The Killing Moon by Echo and the Bunnymen – before I had ever consciously heard Echo and the Bunnymen, I knew that Courtney Love grew up intending to become an Echo and the Bunnymen groupie. Like. I knew they had to be special. Did you realize that the theatrical release and director’s cut of Donnie Darko use two different theme songs? I didn’t notice that until I re-watched the theatrical release last season and I was like “wait, where was the INXS song?” “The Killing Moon” wasn’t even the song the director wanted to open with! I freaking LOVE that INXS song (which I only ever heard for the first time on the director’s cut of Donnie Darko); I’m torn on which is the better choice.
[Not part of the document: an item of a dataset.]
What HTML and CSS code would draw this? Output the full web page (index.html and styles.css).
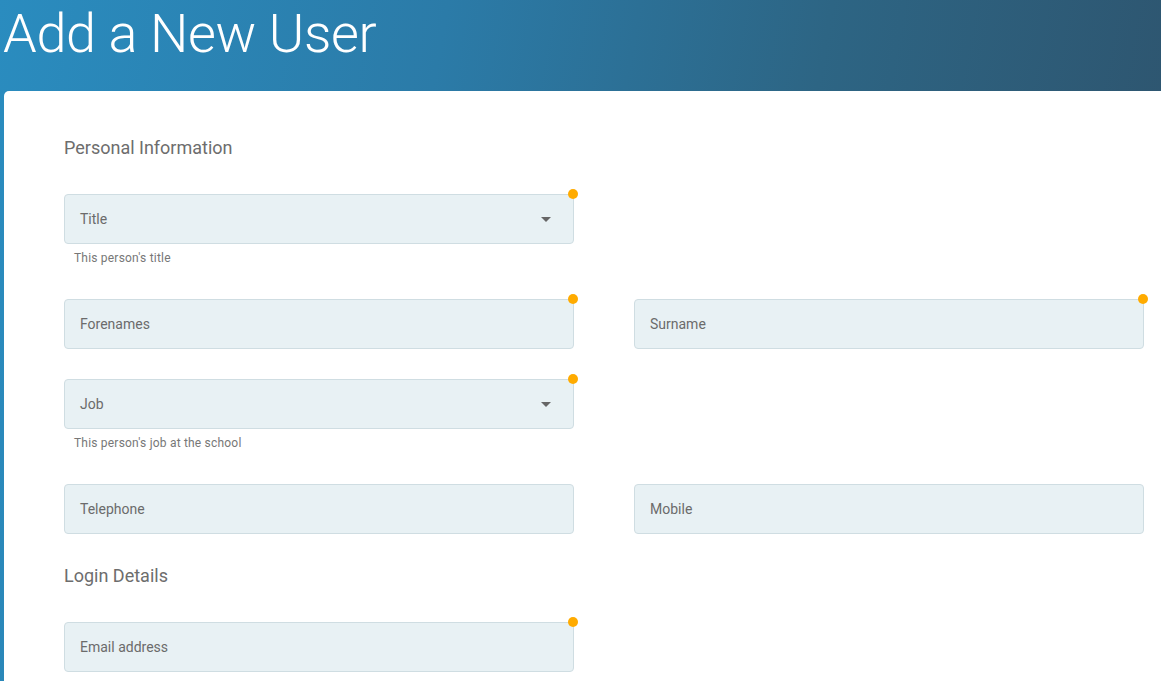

In the summer, Kaden kept telling me how the songwriter woke from a dream where he had dreamt the line “fate, up against your will,” and had to write the song. This was my song of autumn 2023. I thought about it all the time, I just wanted to listen to it over and over. So I did.
Demons Sing Love Songs by Unwound – I hope you noticed that I began and ended with songs about dancing demons. When I lived in Olympia in 2015, 2016, around the time I first started writing the story that became “Give Me the Keys,” I felt my calling was to paint dancing demons (like on the cover of Wand’s 1000 Days). I did paint some dancing demons. This is a song about singing demons. Fun fact, Sleater-Kinney sing backup vocals on this song. Another fun fact, Kaden has this album on LP from when he was a teenager and it’s worth a lot of money now (but apparently his Julie Ruin record is worth even more). It’s hard to find on the record shelf because it is all black with black type.